Use of uncoupled ductile damage models for fracture forming limit prediction during two-stage forming of aluminum sheet material

In this paper, failure limits of aluminum AA5052 sheet material were experimentally investigated, and subsequently, these were predicted using various uncoupled ductile fracture models. In this context, three different sets of experiments, namely two-stage stretch forming, two-stage deep drawing, and single point incremental forming experiments, were performed to estimate the failure limits under several different strain paths. Both the isotropic von Mises and anisotropic Barlat Yld2000 yield criteria were used to calibrate eight different fracture models, and found that incorporating an anisotropic model enhanced the accuracy of prediction for most of the fracture models. Moreover, it was identified that the incorporation of anisotropic yield theory in the Bao-Wierzbicki (BW) fracture model predicted the experimental fracture surface strains precisely for as-received sheet materials.
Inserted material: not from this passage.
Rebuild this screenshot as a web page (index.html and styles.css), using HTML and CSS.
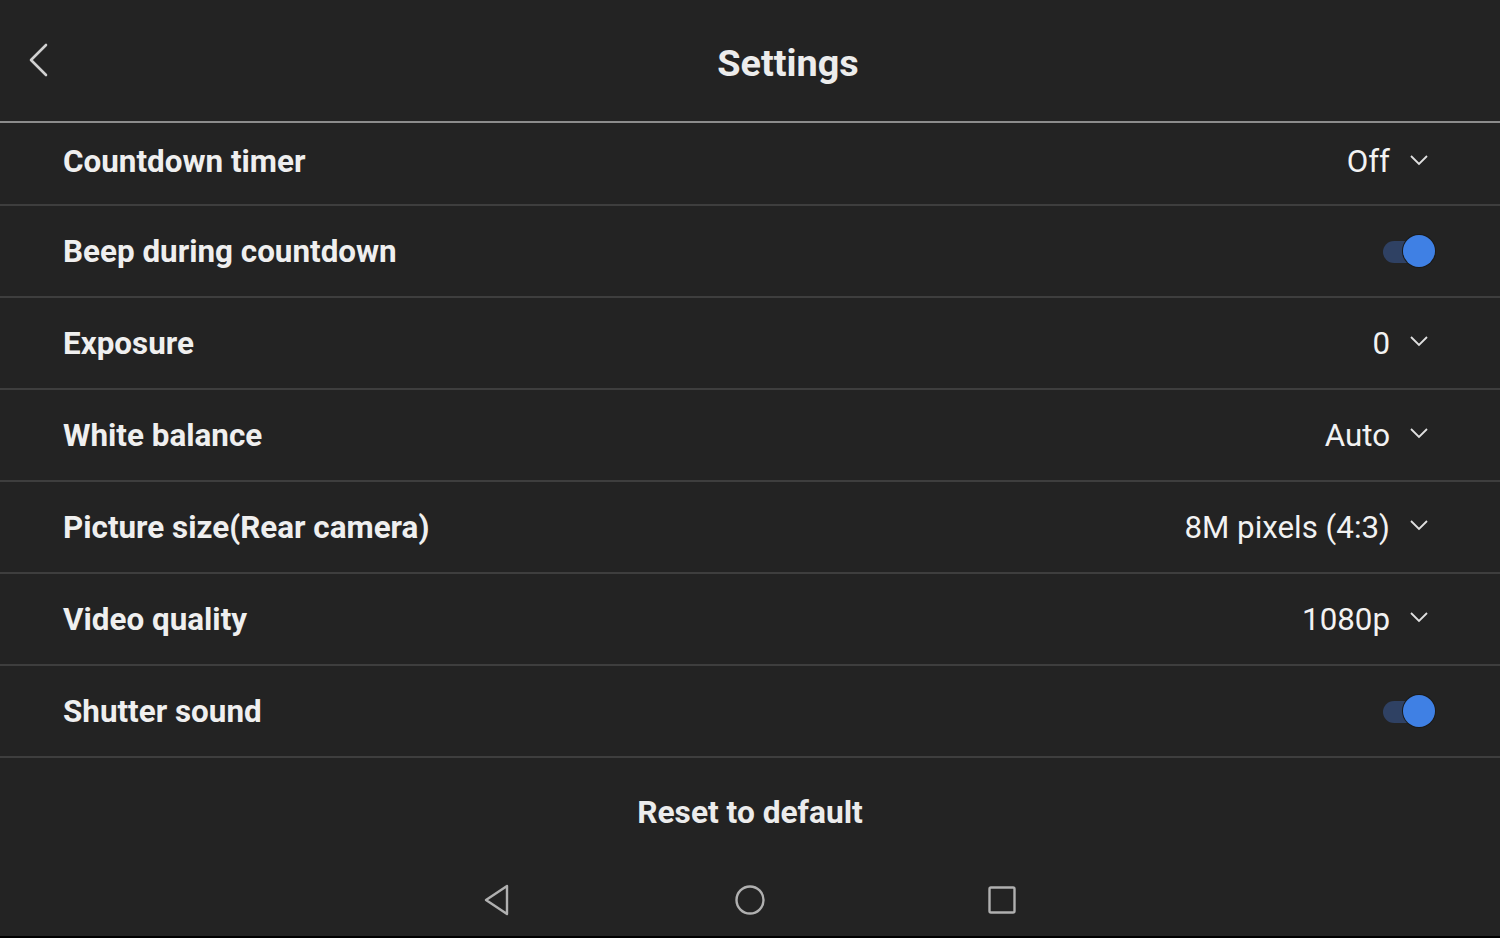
FILE: index.html
```html
<!DOCTYPE html>
<html>
<head>
<meta charset="utf-8">
<link rel="stylesheet" href="styles.css">
</head>
<body>
<div class="screen">
  <header class="topbar">
    <button class="back" aria-label="Back">
      <svg width="22" height="34" viewBox="0 0 22 34"><path d="M19 2 L4 17 L19 32" fill="none" stroke="#d0d0d0" stroke-width="2.6" stroke-linecap="round" stroke-linejoin="round"/></svg>
    </button>
    <h1 class="title">Settings</h1>
  </header>
  <ul class="list">
    <li class="row first"><span class="label">Countdown timer</span><span class="value">Off<svg class="chev" width="20" height="12" viewBox="0 0 20 12"><path d="M2 2 L10 10 L18 2" fill="none" stroke="#e0e0e0" stroke-width="1.8"/></svg></span></li>
    <li class="row"><span class="label">Beep during countdown</span><span class="toggle"><span class="track"></span><span class="knob"></span></span></li>
    <li class="row"><span class="label">Exposure</span><span class="value">0<svg class="chev" width="20" height="12" viewBox="0 0 20 12"><path d="M2 2 L10 10 L18 2" fill="none" stroke="#e0e0e0" stroke-width="1.8"/></svg></span></li>
    <li class="row"><span class="label">White balance</span><span class="value">Auto<svg class="chev" width="20" height="12" viewBox="0 0 20 12"><path d="M2 2 L10 10 L18 2" fill="none" stroke="#e0e0e0" stroke-width="1.8"/></svg></span></li>
    <li class="row"><span class="label">Picture size(Rear camera)</span><span class="value">8M pixels (4:3)<svg class="chev" width="20" height="12" viewBox="0 0 20 12"><path d="M2 2 L10 10 L18 2" fill="none" stroke="#e0e0e0" stroke-width="1.8"/></svg></span></li>
    <li class="row"><span class="label">Video quality</span><span class="value">1080p<svg class="chev" width="20" height="12" viewBox="0 0 20 12"><path d="M2 2 L10 10 L18 2" fill="none" stroke="#e0e0e0" stroke-width="1.8"/></svg></span></li>
    <li class="row"><span class="label">Shutter sound</span><span class="toggle"><span class="track"></span><span class="knob"></span></span></li>
  </ul>
  <div class="reset">Reset to default</div>
  <nav class="navbar">
    <svg width="30" height="32" viewBox="0 0 30 32"><path d="M24 2 L3 16 L24 30 Z" fill="none" stroke="#b0b0b0" stroke-width="2.4" stroke-linejoin="round"/></svg>
    <svg width="32" height="32" viewBox="0 0 32 32"><circle cx="16" cy="16" r="13.5" fill="none" stroke="#b0b0b0" stroke-width="2.4"/></svg>
    <svg width="30" height="30" viewBox="0 0 30 30"><rect x="2.5" y="2.5" width="25" height="25" rx="1.5" fill="none" stroke="#b0b0b0" stroke-width="2.4"/></svg>
  </nav>
</div>
</body>
</html>
```
FILE: styles.css
```css
* { box-sizing: border-box; }
html, body { margin: 0; padding: 0; background: #000; }
body { font-family: Roboto, "Noto Sans", sans-serif; color: #ececec; }
.screen {
  width: 1500px;
  height: 936px;
  background: #232323;
  display: flex;
  flex-direction: column;
}
.topbar {
  height: 123px;
  border-bottom: 2px solid #8c8c8c;
  display: flex;
  align-items: center;
  position: relative;
}
.back {
  position: absolute;
  left: 27px;
  top: 43px;
  background: none;
  border: 0;
  padding: 0;
  line-height: 0;
}
.title {
  margin: 0 0 0 76px;
  flex: 1;
  text-align: center;
  font-size: 37.8px;
  font-weight: 700;
  color: #ececec;
  padding-top: 4px;
}
.list { list-style: none; margin: 0; padding: 0; }
.row {
  height: 92px;
  border-bottom: 2px solid #3e3e3e;
  display: flex;
  align-items: center;
  justify-content: space-between;
  padding: 0 66px 0 63px;
}
.row.first { height: 83px; padding-bottom: 4px; }
.label { font-size: 31.4px; font-weight: 700; color: #efefef; }
.value {
  font-size: 31.3px;
  font-weight: 400;
  color: #f2f2f2;
  display: flex;
  align-items: center;
  gap: 19px;
  margin-right: 5px;
}
.chev { margin-top: -4px; }
.toggle { position: relative; width: 52px; height: 34px; margin-right: -1px; }
.track {
  position: absolute; left: 0; top: 7px;
  width: 40px; height: 22px; border-radius: 11px;
  background: #2f4163;
}
.knob {
  position: absolute; right: 0; top: 1px;
  width: 32px; height: 32px; border-radius: 50%;
  background: #3f80e4;
  box-shadow: 0 0 0 1px #1a1a1a;
}
.reset {
  height: 108px;
  display: flex;
  align-items: center;
  justify-content: center;
  font-size: 31.7px;
  font-weight: 700;
  color: #ececec;
}
.navbar {
  flex: 1;
  display: flex;
  align-items: center;
  justify-content: center;
  gap: 221px;
  padding-bottom: 2px;
}
```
This BW model-based fracture forming limit diagram (BW-FFLD) was transposed into a path-independent polar effective plastic strain (PEPS) locus to estimate the onset of fracture during two-stage forming experiments. Furthermore, the BW model was incorporated as a fracture initiation model in the finite element (FE) software, LS-Dyna, using the generalized incremental stress state dependent damage model (GISSMO) platform to predict the fracture location and dome height through the element erosion technique. It was observed that the dome height and cup height were predicted within 7 % and 5 % error margins in the FE simulation of two-stage stretch forming and deep drawing experiments, respectively. Furthermore, the damage evolution contour indicated that the accumulation of the damage value was rapid, which was responsible for the massive drop in the dome and cup heights during two-stage stretch forming and deep drawing experiments.